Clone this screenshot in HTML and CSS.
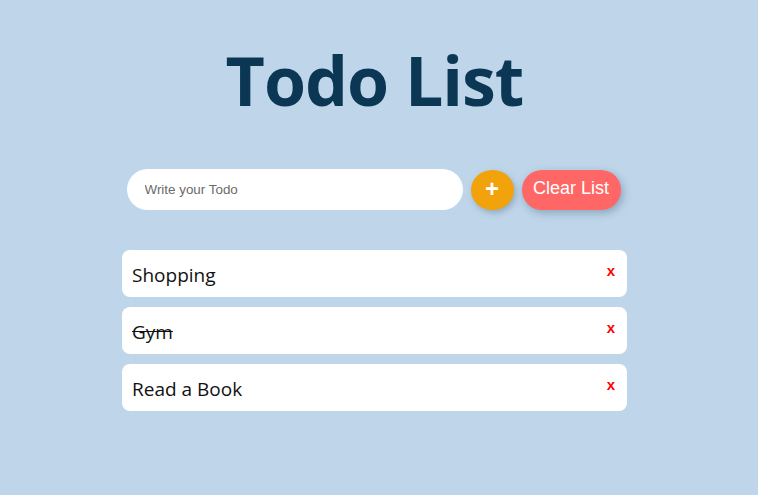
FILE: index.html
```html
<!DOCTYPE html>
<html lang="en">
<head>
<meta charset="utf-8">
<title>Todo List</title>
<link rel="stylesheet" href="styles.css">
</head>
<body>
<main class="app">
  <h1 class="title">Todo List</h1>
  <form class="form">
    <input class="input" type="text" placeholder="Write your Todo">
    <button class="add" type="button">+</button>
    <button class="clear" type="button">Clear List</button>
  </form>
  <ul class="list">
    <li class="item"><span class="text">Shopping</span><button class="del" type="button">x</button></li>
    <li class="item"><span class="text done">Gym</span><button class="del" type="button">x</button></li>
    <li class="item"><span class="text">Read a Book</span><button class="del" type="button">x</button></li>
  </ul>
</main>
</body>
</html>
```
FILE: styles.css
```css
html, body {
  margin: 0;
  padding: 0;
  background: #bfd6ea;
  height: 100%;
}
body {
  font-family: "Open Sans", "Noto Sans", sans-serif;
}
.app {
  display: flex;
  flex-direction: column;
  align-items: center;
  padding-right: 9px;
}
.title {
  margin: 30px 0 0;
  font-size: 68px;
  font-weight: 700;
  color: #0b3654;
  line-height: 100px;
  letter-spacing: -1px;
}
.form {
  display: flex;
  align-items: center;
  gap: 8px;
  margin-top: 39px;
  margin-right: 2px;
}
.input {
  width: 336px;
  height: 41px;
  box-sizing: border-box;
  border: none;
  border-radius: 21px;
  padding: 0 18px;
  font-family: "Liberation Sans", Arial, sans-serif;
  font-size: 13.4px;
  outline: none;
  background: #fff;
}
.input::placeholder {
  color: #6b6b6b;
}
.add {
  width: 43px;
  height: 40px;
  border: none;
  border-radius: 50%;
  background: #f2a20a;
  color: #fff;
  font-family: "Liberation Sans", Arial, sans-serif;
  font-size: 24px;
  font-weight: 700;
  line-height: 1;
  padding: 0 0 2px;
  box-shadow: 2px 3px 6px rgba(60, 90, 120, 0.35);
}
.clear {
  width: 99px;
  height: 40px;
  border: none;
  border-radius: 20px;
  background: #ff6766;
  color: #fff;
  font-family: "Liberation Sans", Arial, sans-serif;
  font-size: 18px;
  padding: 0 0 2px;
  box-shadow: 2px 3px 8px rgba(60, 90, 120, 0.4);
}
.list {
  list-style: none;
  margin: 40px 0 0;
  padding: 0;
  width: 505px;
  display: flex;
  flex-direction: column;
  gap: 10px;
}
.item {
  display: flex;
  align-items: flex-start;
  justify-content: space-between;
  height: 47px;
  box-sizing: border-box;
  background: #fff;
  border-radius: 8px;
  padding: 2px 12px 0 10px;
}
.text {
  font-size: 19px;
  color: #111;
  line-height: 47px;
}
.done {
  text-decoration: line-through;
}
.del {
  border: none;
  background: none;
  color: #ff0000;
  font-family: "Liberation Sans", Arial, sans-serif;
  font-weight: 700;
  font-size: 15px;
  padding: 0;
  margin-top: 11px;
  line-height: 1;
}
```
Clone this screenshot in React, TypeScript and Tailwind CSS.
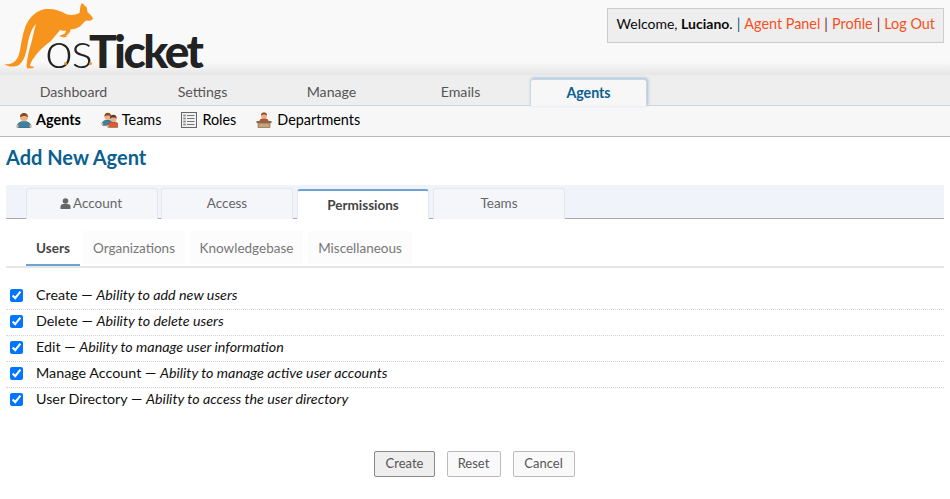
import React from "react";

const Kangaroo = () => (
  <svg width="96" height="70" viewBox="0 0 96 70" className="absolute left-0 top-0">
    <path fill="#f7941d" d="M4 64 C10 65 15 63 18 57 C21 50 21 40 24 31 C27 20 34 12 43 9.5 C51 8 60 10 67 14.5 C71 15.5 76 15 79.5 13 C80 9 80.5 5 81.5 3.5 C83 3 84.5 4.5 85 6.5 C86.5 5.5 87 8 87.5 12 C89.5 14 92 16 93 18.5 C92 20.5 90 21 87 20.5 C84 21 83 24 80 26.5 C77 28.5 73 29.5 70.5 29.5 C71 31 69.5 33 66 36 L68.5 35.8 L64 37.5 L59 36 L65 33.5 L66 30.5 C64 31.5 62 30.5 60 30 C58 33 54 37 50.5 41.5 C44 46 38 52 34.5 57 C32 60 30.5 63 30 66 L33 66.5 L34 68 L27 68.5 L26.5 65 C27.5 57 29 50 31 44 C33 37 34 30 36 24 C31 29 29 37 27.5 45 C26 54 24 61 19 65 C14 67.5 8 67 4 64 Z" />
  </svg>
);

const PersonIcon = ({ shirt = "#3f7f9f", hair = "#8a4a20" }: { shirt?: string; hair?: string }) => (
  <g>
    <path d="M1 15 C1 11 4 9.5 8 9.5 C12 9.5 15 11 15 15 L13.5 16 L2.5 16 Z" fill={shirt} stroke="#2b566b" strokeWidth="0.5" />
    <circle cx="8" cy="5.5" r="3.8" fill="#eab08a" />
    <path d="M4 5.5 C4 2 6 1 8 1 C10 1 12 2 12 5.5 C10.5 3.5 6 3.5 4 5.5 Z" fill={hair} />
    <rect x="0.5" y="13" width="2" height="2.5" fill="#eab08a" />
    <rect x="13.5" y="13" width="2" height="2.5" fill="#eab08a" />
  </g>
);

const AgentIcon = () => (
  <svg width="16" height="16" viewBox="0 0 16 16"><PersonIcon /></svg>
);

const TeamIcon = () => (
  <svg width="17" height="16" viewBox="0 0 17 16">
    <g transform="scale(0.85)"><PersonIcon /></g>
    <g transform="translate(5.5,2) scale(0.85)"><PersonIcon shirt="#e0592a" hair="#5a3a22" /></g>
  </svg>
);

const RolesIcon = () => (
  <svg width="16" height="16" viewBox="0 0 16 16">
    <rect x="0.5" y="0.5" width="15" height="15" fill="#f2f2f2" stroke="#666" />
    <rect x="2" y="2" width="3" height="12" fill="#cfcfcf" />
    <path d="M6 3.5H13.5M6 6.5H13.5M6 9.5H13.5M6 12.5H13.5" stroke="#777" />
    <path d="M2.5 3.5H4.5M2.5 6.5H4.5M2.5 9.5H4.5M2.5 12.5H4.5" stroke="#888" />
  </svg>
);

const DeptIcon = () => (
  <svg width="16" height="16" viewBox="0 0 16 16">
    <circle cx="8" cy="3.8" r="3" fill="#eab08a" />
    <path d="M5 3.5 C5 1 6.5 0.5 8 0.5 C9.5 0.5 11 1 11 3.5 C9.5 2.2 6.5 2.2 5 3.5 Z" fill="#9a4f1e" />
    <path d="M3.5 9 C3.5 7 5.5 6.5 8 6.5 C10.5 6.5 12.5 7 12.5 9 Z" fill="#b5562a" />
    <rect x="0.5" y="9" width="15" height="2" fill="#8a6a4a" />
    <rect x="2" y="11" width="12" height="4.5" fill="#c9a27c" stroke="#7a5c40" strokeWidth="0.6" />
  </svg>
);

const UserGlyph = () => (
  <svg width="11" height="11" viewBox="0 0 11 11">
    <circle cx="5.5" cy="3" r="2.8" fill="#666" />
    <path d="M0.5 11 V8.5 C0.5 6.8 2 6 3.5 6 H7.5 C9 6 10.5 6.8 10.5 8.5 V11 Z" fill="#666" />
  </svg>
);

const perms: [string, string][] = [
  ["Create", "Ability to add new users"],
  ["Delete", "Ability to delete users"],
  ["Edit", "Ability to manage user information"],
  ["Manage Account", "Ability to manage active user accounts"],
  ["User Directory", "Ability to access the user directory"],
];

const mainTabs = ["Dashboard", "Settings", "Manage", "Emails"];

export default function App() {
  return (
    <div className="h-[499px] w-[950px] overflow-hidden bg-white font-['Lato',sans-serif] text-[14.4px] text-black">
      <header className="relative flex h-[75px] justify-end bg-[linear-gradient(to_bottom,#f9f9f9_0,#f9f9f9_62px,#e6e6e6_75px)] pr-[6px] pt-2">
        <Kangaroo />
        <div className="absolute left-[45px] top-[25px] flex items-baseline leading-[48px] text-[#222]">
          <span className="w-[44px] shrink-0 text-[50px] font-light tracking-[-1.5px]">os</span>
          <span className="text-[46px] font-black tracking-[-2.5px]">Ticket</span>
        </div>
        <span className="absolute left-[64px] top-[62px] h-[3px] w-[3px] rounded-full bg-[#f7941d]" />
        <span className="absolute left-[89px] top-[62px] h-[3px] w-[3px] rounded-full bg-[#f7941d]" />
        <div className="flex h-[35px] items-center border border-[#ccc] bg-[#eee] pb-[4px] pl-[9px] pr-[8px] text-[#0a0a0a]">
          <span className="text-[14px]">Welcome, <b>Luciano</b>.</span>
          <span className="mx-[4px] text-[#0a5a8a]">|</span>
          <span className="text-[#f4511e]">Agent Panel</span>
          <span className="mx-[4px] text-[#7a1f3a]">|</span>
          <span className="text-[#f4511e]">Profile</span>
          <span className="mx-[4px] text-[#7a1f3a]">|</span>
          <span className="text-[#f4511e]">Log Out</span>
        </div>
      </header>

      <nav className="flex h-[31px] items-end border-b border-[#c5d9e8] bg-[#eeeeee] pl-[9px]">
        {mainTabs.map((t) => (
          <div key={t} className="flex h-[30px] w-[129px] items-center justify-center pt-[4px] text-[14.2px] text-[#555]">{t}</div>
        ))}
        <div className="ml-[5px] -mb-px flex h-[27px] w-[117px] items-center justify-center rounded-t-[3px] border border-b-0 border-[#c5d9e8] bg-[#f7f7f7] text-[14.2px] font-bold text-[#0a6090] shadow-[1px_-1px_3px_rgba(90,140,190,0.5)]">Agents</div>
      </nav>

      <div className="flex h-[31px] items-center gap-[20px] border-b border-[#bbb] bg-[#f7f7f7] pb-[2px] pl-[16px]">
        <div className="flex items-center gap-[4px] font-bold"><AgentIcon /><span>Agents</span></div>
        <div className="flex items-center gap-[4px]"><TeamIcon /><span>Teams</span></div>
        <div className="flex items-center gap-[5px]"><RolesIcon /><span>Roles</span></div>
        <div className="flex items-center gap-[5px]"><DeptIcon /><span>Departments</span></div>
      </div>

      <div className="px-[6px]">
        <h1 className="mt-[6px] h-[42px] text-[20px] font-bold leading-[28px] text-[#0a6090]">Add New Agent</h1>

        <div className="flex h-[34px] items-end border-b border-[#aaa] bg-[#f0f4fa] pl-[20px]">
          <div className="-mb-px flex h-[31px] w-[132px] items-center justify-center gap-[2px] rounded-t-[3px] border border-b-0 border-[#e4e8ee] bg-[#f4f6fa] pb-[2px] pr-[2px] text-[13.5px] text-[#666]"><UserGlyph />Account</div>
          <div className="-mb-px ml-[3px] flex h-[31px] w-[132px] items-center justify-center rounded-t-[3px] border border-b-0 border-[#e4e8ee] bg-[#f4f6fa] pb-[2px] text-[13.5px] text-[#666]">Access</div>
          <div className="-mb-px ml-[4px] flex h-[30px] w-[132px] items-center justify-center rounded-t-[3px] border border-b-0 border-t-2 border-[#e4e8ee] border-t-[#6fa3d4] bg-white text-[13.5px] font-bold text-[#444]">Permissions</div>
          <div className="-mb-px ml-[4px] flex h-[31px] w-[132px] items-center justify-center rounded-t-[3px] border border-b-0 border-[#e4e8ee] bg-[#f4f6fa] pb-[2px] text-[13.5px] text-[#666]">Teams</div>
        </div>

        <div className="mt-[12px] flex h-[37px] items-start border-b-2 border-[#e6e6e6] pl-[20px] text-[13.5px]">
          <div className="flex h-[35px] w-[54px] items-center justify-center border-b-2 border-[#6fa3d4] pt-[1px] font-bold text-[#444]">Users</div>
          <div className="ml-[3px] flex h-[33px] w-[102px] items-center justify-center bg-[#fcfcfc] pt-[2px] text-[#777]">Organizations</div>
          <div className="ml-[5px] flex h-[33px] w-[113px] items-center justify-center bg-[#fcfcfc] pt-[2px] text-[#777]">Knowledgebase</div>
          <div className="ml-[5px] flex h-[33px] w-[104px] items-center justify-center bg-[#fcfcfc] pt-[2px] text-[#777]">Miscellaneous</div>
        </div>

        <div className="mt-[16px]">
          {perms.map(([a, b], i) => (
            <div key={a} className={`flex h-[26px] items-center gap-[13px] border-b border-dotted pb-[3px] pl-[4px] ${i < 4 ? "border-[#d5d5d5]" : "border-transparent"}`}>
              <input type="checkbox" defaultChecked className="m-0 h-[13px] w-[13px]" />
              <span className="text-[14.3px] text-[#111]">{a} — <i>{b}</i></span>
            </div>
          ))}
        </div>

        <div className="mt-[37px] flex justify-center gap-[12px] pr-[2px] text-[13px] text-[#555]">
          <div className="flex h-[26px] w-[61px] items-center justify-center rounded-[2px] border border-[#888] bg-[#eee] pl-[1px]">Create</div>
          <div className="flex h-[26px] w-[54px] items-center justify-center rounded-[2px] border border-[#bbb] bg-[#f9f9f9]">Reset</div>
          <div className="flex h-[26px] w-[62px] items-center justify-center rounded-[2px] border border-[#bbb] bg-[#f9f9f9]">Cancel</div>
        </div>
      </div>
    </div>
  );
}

Challenge - Pull out every line in the material above where "this" occurs.

Result -
Clone this screenshot in HTML and CSS.
Clone this screenshot in React, TypeScript and Tailwind CSS.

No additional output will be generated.